The first problem is that I don’t think there’s anything particularly textualist about it.  When Mr. Windham asserts a difference between an acontextual reading and a contextual reading, I think what he’s really doing is comparing a textual reading and a purpose-based reading.  The relevant “context” he invokes is really just the highest level of generality of his claimed purpose of the Fourth Amendment.  Thus, instead of focusing on the actual language of the Fourth Amendment, he looks to “the broader principle” of the Amendment and “the kind of power the Fourth Amendment was meant to curb.” It seems to me that his argument is really about the purpose of the Fourth Amendment, a purpose that he suggests is implied broadly by the text viewed holistically.  On this view, the actual words are merely examples of the broader kind of problem that the provision should be interpreted to address.

That’s certainly a legitimate argument, to be clear.  But I don’t think it’s a textual argument.  Rather, it strikes me as a move I have previously called “the Level of Generality game.”  Here’s how I described it back in 2015:

Most students of constitutional law will be familiar with the Level of Generality Game, as it’s a common way to argue for counterintuitive outcomes. The basic idea is that any legal rule can be understood as a specific application of a set of broad principles. If you need to argue that a particular practice is unconstitutional, but the text and/or history are against you, the standard move is to raise the level of generality. You say that the text is really a representation of one of the relevant principles, and you then pick a principle at whatever level of abstraction is needed to encompass the position you are advocating. If the text and/or history are really against you, you might need to raise the level of generality a lot, so that you get a super-vague principle like “don’t be unfair” or “do good things.” But when you play the Level of Generality Game, you can usually get there somehow. If you can raise the level of generality high enough, you can often argue that any text stands for any position you like.

My apologies that I expressed the idea rather dismissively above. I wouldn’t have used that tone in this context if I were making the point for the first time here. But I think it’s fair to say that this is the basic structure of Mr. Windham’s argument.  Of course, some will argue that the Level-of-Generality strategy is a perfectly fair move to play, and that the Supreme Court sometimes does play it.  And indeed, it does!  But it doesn’t strike me as a textualist argument.

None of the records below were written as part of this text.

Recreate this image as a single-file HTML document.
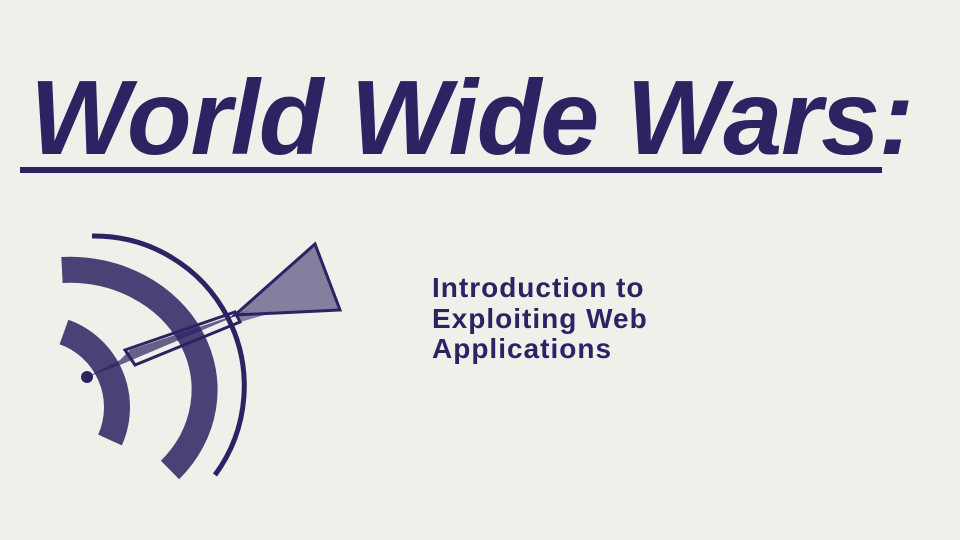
<!DOCTYPE html>
<html><head><style>
body{margin:0;width:960px;height:540px;background:#f0efe9;overflow:hidden;position:relative;font-family:"Liberation Sans",sans-serif;color:#2d2363}
.t{position:absolute;left:30px;top:58px;font-size:106px;font-weight:bold;font-style:italic;white-space:nowrap;letter-spacing:-1.2px}
.u{position:absolute;left:20px;top:167px;width:862px;height:6px;background:#2d2363}
.s{position:absolute;left:432px;top:273px;font-size:28px;font-weight:bold;line-height:30.5px;letter-spacing:1px}
</style></head><body>
<div class="t">World Wide Wars:</div>
<div class="u"></div>
<div class="s">Introduction to<br>Exploiting Web<br>Applications</div>
<svg style="position:absolute;left:0;top:0" width="400" height="540" viewBox="0 0 400 540">
<g fill="none" stroke="#2d2363">
<path d="M92 236 A150 150 0 0 1 215 475" stroke-width="5"/>
<path d="M62 270 A135 120 0 0 1 170 470" stroke-width="26" opacity="0.85"/>
<path d="M64 332 A80 80 0 0 1 110 440" stroke-width="26" opacity="0.85"/>
<circle cx="87" cy="377" r="6" fill="#2d2363" stroke="none"/>
</g>
<path d="M85 378 L120 360 L130 350 L220 320 L250 310 L120 365 Z" fill="#2d2363" opacity="0.7"/>
<path d="M125 350 L235 312 L240 322 L135 365 Z" fill="none" stroke="#2d2363" stroke-width="3"/>
<path d="M235 315 L315 244 L340 310 L275 312 L240 322 Z" fill="#2d2363" opacity="0.55"/>
<path d="M235 315 L315 244 L340 310 Z" fill="none" stroke="#2d2363" stroke-width="3"/>
</svg>
</body></html>
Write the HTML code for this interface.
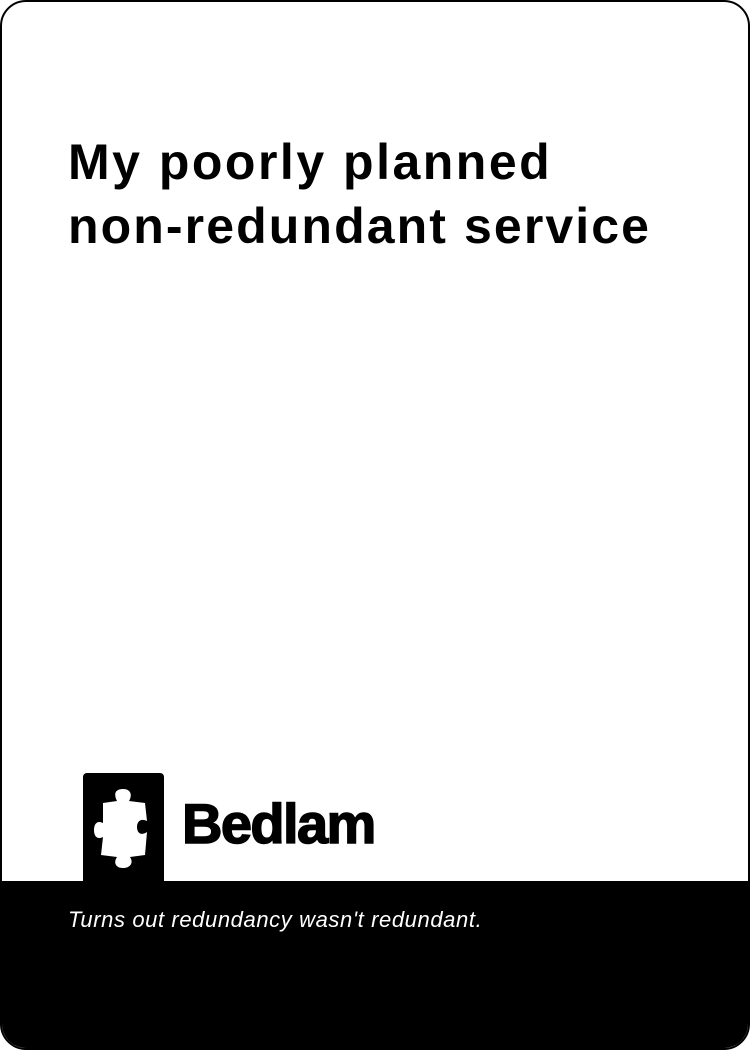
<!DOCTYPE html>
<html><head><style>
html,body{margin:0;padding:0;background:#fff;}
.card{position:absolute;left:0;top:0;width:746px;height:1046px;border:2px solid #000;border-radius:26px;overflow:hidden;background:#fff;}
h1{position:absolute;left:66px;top:128px;margin:0;font:bold 50px/64px "Liberation Sans",sans-serif;color:#000;letter-spacing:2.1px;}
.l1{letter-spacing:2.5px;}
.band{position:absolute;left:0;top:879px;width:746px;height:170px;background:#000;}
.tag{position:absolute;left:66px;top:905px;font:italic 22px "Liberation Sans",sans-serif;color:#fff;letter-spacing:0.6px;}
.logo{position:absolute;left:81px;top:771px;width:81px;height:112px;background:#000;border-radius:4px 4px 0 0;}
.word{position:absolute;left:180px;top:794px;font:bold 56px/1 "Liberation Sans",sans-serif;letter-spacing:-1.6px;color:#000;-webkit-text-stroke:1.5px #000;}
</style></head><body>
<div class="card">
<h1><span class="l1">My poorly planned</span><br>non-redundant service</h1>
<div class="logo">
<svg width="81" height="112" viewBox="0 0 81 112">
<path fill="#fff" d="M20 30 L34 28 C30 20 33 16 40 16 C47 16 50 21 46 28 L62 30 L64 48 C58 45 54 48 54 54 C54 60 58 63 64 59 L62 82 L47 84 C51 90 47 95 40 95 C33 95 30 90 34 84 L18 82 L20 64 C14 67 11 63 11 57 C11 51 14 47 20 50 Z"/>
</svg>
</div>
<div class="word">Bedlam</div>
<div class="band"></div>
<div class="tag">Turns out redundancy wasn't redundant.</div>
</div>
</body></html>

Rather, it’s the classic move to get around inconvenient text.

The second problem with Mr. Windham’s argument runs along more originalist lines.  In his telling, you can interpret “persons, houses, papers, and effects” as merely illustrative examples of protected things, rather than a complete list of the covered things, because those were the things to be protected that were on the drafters’ minds.  In Mr. Windham’s telling, “the framers named ‘persons, houses, papers, and effects’ because they were most recently under threat.” I take the suggestion to be that, if the Fourth Amendment’s drafters had explicitly considered the possibility of writing the Fourth Amendment to cover land, they likely would have.  On this view, we should interpret the Fourth Amendment in terms of what we think the framers would have said if they had thought about the question, rather than the particular words that they wrote.

Putting aside that this sort of speculation does not seem textualist, either, this specific argument runs into a problem. The drafters of the Fourth Amendment actually did consider a broader version of the text that would have covered open fields.  And they rejected it.

Here’s the history, as I understand it. In 1789, James Madison introduced what would become the Fourth Amendment. Madison’s initial proposed text was as follows:

The rights to be secured in their persons, their houses, their papers, and their other property, from all unreasonable searches and seizures, shall not be violated by warrants issued without probable cause, supported by oath or affirmation, or not particularly describing the places to be searched, or the persons or things to be seized.

Notice what was protected in Madison’s original draft.  Madison’s language protected their persons, their houses, their papers, and their other property. “Their other property” is a really broad phrase.  It would presumably have included everything a person owned, including their open land.

The Committee in charge of considering Madison’s draft changed the language, however, from “other property” to “effects.”  Here’s my discussion of that change from a recent article:

The Committee of Eleven, made up of representatives of each state, slightly altered the language. Unfortunately, no explanations exist for why the changes were made. But three changes stand out. First, and most significantly, the phrase “other property” was replaced with “effects.” That is, the new language offered protection to the people in their persons, houses, papers, and “effects” instead of in their persons, houses, papers, and “their other property.” Dictionaries of the era defined “effects” as “personal property, and particularly . . . goods or moveables.”

Critically, “effects” were property that excluded real property—that is, it excluded land.  In other words, the drafters took language that would have included open fields and replaced it with language that excluded open fields.  We don’t know why, and I personally don’t think it matters why.  But to the extent an argument hinges on what the drafters might have had in mind, it doesn’t seem very faithful to that to adopt an interpretation that the drafters rejected.

One final thought. Mr. Windham invokes Justice Scalia for the idea that the language “persons, houses, papers, and effects” should be interpreted to include open fields.  It’s worth noting, though, that Justice Scalia was on my side of this debate, not Mr. Windham’s.  Here’s what Justice Scalia wrote about the open fields doctrine in United States v. Jones:

Quite simply, an open field, unlike the curtilage of a home, see United States v. Dunn, 480 U. S. 294, 300 (1987), is not one of those protected areas enumerated in the Fourth Amendment. Oliver, supra, at 176–177. See also Hester v. United States, 265 U. S. 57, 59 (1924). The Government’s physical intrusion on such an area—unlike its intrusion on the “effect” at issue here—is of no Fourth Amendment significance.

Justice Scalia had it right, I think.